Israel is being joined by Saudi Arabia and other conservative Arab regimes in pressing Washington to “do something” about Iran.  In 1956, the Saudis and the Jordanians feared the challenge that Nas­ser’s secular Arab-nationalist message (not to mention his active efforts to oust them from power) would pose to their legitimacy.  Today, the same Arab-Sunni monarchies believe that the Islamic regime in Tehran and its Shi’ite allies in Iraq (which came to power thanks to the U.S. “liberation” of that country), Lebanon, and the Gulf are in the process of forming an anti-Sunni Shi’ite alliance.

France, Britain, and other European countries that receive much of their oil supplies from the Persian Gulf are certainly not interested in seeing a nuclear Iran emerging as a hegemon in that region, and are wondering whether an overstretched U.S. military that relies on a financially distressed American economy would be able to prevent that from happening.

Not unlike Eisenhower in 1956, Obama believes that pursuing a military option against the aspirant to regional power would not be cost-effective.  Indeed, in the debates taking place in both Washington and Jerusalem, leading American and Israeli security experts, including former CIA and Mossad officials, predict that a military strike would only delay the development of an Iranian bomb by a year or two and warn that it could ignite a major regional military conflagration.

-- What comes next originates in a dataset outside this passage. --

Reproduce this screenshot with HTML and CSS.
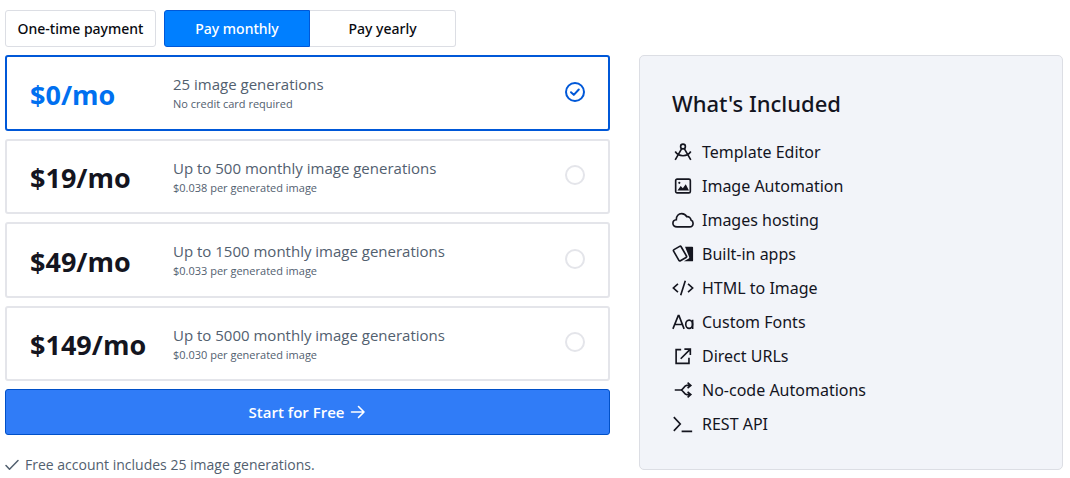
FILE: index.html
```html
<!DOCTYPE html>
<html lang="en">
<head>
<meta charset="utf-8">
<meta name="viewport" content="width=device-width, initial-scale=1">
<title>Pricing</title>
<link rel="stylesheet" href="styles.css">
</head>
<body>
<main class="pricing">
  <div class="billing">
    <button type="button" class="tab tab-single">One-time payment</button>
    <div class="tab-group">
      <button type="button" class="tab tab-active" aria-pressed="true">Pay monthly</button>
      <button type="button" class="tab" aria-pressed="false">Pay yearly</button>
    </div>
  </div>
  <div class="columns">
    <form class="plans">
      <div class="plan-list">
        <label class="plan">
          <span class="price">$0/mo</span>
          <span class="details"><span class="quota">25 image generations</span><span class="note">No credit card required</span></span>
          <span class="choice"><input class="radio" type="radio" name="plan" checked><svg class="tick" viewBox="0 0 20 20" aria-hidden="true"><path d="M6 10.2l2.8 2.700 5-5.400"/></svg></span>
        </label>
        <label class="plan">
          <span class="price">$19/mo</span>
          <span class="details"><span class="quota">Up to 500 monthly image generations</span><span class="note">$0.038 per generated image</span></span>
          <span class="choice"><input class="radio" type="radio" name="plan"></span>
        </label>
        <label class="plan">
          <span class="price">$49/mo</span>
          <span class="details"><span class="quota">Up to 1500 monthly image generations</span><span class="note">$0.033 per generated image</span></span>
          <span class="choice"><input class="radio" type="radio" name="plan"></span>
        </label>
        <label class="plan">
          <span class="price">$149/mo</span>
          <span class="details"><span class="quota">Up to 5000 monthly image generations</span><span class="note">$0.030 per generated image</span></span>
          <span class="choice"><input class="radio" type="radio" name="plan"></span>
        </label>
      </div>
      <button type="button" class="start">Start for Free
        <svg class="arrow" viewBox="0 0 16 16" aria-hidden="true"><path d="M1.500 8h12.500M8.500 2.500L14 8l-5.500 5.500"/></svg>
      </button>
      <p class="footnote"><svg class="check" viewBox="0 0 14 14" aria-hidden="true"><path d="M1 7.500l3.500 3.800L13 2.500"/></svg>Free account includes 25 image generations.</p>
    </form>
    <section class="included">
      <h2 class="title">What's Included</h2>
      <ul class="features">
        <li class="feature"><svg class="icon" viewBox="0 0 24 24" aria-hidden="true"><circle cx="12" cy="6" r="2.600"/><path d="M10.600 8.300L3.500 20.500M13.400 8.300l7.100 12.200M3.500 11.500c2 3.200 5 4.600 8.500 4.600s6.500-1.400 8.500-4.600"/></svg>Template Editor</li>
        <li class="feature"><svg class="icon" viewBox="0 0 24 24" aria-hidden="true"><rect x="4" y="4.500" width="16" height="15" rx="1.500"/><path class="solid" d="M6 17l3.500-5 2.300 2.500L15 10l3.500 7z"/><circle class="solid" cx="8" cy="8.500" r="1.200"/></svg>Image Automation</li>
        <li class="feature"><svg class="icon" viewBox="0 0 24 24" aria-hidden="true"><path d="M5.500 19.500C2.500 19.500 1 17.700 1 15.600c0-2.200 1.600-3.700 3.700-3.900C4.500 7.600 7.200 5 10.500 5c2.500 0 4.500 1.300 5.500 3.400 2.300-.4 4.500 1 4.700 3.600 1.500.7 2.300 2 2.300 3.500 0 2.300-1.700 4-4 4z"/></svg>Images hosting</li>
        <li class="feature"><svg class="icon" viewBox="0 0 24 24" aria-hidden="true"><rect x="4" y="4.500" width="9.500" height="14" rx="1.200" transform="rotate(-30 8.750 11.500)"/><path class="solid" d="M14.200 4H22a1 1 0 0 1 1 1v14a1 1 0 0 1-1 1h-9l4.800-2.700a2 2 0 0 0 .7-2.600z"/></svg>Built-in apps</li>
        <li class="feature"><svg class="icon" viewBox="0 0 24 24" aria-hidden="true"><path d="M6.500 7.500L1.500 12l5 4.500M17.500 7.500l5 4.500-5 4.500M14.500 4l-5 16"/></svg>HTML to Image</li>
        <li class="feature"><svg class="icon" viewBox="0 0 24 24" aria-hidden="true"><path d="M1 19.500L6.800 5h.8l5.600 14.500M3 14.700h8.300M22.500 9.500v10"/><ellipse cx="18.700" cy="14.500" rx="3.700" ry="4.500"/></svg>Custom Fonts</li>
        <li class="feature"><svg class="icon" viewBox="0 0 24 24" aria-hidden="true"><path d="M10 5H4.500v15h14v-6M13.500 4.500H20V11M20 4.500L9.500 15"/></svg>Direct URLs</li>
        <li class="feature"><svg class="icon" viewBox="0 0 24 24" aria-hidden="true"><path d="M3 12h6.500M20 7h-4c-3 0-3.500 5-6.500 5 3 0 3.500 5 6.500 5h4M17 4l3.500 3-3.500 3M17 14l3.500 3-3.500 3"/></svg>No-code Automations</li>
        <li class="feature"><svg class="icon" viewBox="0 0 24 24" aria-hidden="true"><path d="M2 4.500l7 7.500-7 7.500M10.500 20H22"/></svg>REST API</li>
      </ul>
    </section>
  </div>
</main>
</body>
</html>
```
FILE: styles.css
```css
* { box-sizing: border-box; }

body {
  margin: 0;
  background: #fff;
  color: #14151f;
  font: 15px/20px "Open Sans", "Noto Sans", sans-serif;
}

button { font: inherit; cursor: pointer; }

.pricing { padding: 10px 7px 0 5px; }

.billing { display: flex; gap: 8px; margin-bottom: 8px; }

.tab {
  min-width: 146px;
  height: 37px;
  padding: 0 8px;
  border: 1px solid #dcdee4;
  border-radius: 3px;
  background: #fff;
  color: #090a10;
  font-family: "Noto Sans", "Open Sans", sans-serif;
  font-size: 14px;
  font-weight: 500;
}

.tab-single { min-width: 151px; }

.tab-group { display: flex; }

.tab-group .tab { border-left: 0; border-radius: 0 3px 3px 0; }

.tab-group .tab-active {
  border: 1px solid #0058d8;
  border-radius: 3px 0 0 3px;
  background: #007fff;
  color: #fff;
}

.columns {
  display: grid;
  grid-template-columns: 605fr 424fr;
  gap: 29px;
  align-items: start;
}

.plan-list {
  display: grid;
  grid-auto-rows: 1fr;
  gap: 8px;
  min-height: 326px;
}

.plan {
  display: flex;
  align-items: center;
  padding: 0 23px;
  border: 2px solid #e4e5ea;
  border-radius: 3px;
  cursor: pointer;
}

.plan:has(:checked) { border-color: #0058d8; }

.price {
  flex: 0 0 143px;
  padding-top: 4px;
  font-size: 27px;
  font-weight: 700;
  line-height: 32px;
}

.plan:has(:checked) .price { color: #0070f0; }

.details {
  flex: 1;
  display: flex;
  flex-direction: column;
  color: #52606f;
}

.quota { line-height: 22px; }

.note { font-size: 11px; line-height: 17px; }

.choice { position: relative; width: 20px; height: 20px; margin-bottom: 2px; }

.radio {
  display: block;
  width: 20px;
  height: 20px;
  margin: 0;
  border: 2px solid #e4e5ea;
  border-radius: 50%;
  appearance: none;
}

.radio:checked { border-color: #0058d8; }

.tick { position: absolute; inset: 0; stroke: #0058d8; }

svg {
  fill: none;
  stroke: currentColor;
  stroke-width: 2;
  stroke-linecap: round;
  stroke-linejoin: round;
}

.start {
  display: flex;
  align-items: center;
  justify-content: center;
  gap: 6px;
  width: 100%;
  height: 46px;
  margin-top: 8px;
  border: 1px solid #0050c8;
  border-radius: 3px;
  background: #307cf7;
  color: #fff;
  font-weight: 600;
}

.arrow { width: 16px; height: 16px; stroke-width: 1.6; }

.footnote {
  display: flex;
  align-items: center;
  gap: 6px;
  margin: 20px 0 0;
  color: #52606f;
  font-size: 14px;
}

.check { width: 14px; height: 14px; stroke-width: 1.5; }

.included {
  padding: 32px 32px 28px;
  border: 1px solid #dcdee4;
  border-radius: 5px;
  background: #f2f4f9;
  font-family: "Noto Sans", "Open Sans", sans-serif;
}

.title {
  margin: 0 0 16px;
  font-size: 22px;
  font-weight: 500;
  line-height: 31px;
}

.features { margin: 0; padding: 0; list-style: none; }

.feature {
  display: flex;
  align-items: center;
  gap: 8px;
  font-size: 16px;
  line-height: 34px;
}

.icon { width: 22px; height: 22px; stroke-width: 1.8; stroke-linecap: butt; stroke-linejoin: miter; }

.solid { fill: currentColor; stroke: none; }
```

These war skeptics recommend that, instead of attacking Iran, the United States and Israel should continue to use covert action to slow down Iran’s nuclearization and come up with an effective deterrence strategy if and when Iran does get the bomb (the same strategy that the United States pursued against a nuclear Soviet Union or that India is using against a nuclear Pakistan today).

Moreover, if attacked, Iran could retaliate against Saudi Arabia as well as against American targets in the region and encourage Hezbollah to launch missile attacks against Israel, which could lead to a war involving Israel, Lebanon, and perhaps even Syria.  A military confrontation in the Persian Gulf could halt oil supplies from the region, devastating the weak economies of Europe; raise energy prices to the stratosphere; and bring to an end the slow recovery of the U.S. economy—and ensure that President Obama doesn’t get reelected in November.

But Obama is quite constrained in his ability to force the hands of the Israeli leaders.  One major difference between 1956 and 2012 is that Eisenhower didn’t have to face the kind of powerful pro-Israel lobby that operates in Washington today, one that relies not only on the support of Jewish voters and donors but on the huge evangelical Christian electorate that plays a major role in determining the outcome of GOP primaries.

It is not surprising, therefore, that all the leading Republican presidential candidates, with the exception of Ron Paul, are urging Obama to bomb Iran as soon as possible and to provide Israel with all the support she needs if she decides to do that.  At the same time, neoconservative pundits—the very ones who not so long ago acted as cheerleaders for the invasion of Iraq—are writing op-eds and bombarding the airwaves as they prepare Americans for the start of Gulf War III.

Unlike in 1956, this time Israel would not have to go behind the back of a skeptical U.S. President if and when she decides to attack her adversary.  In fact, don’t be surprised that this time around the U.S. President may not simply green-light the Israeli action but decide that he has no choice but to do the job himself.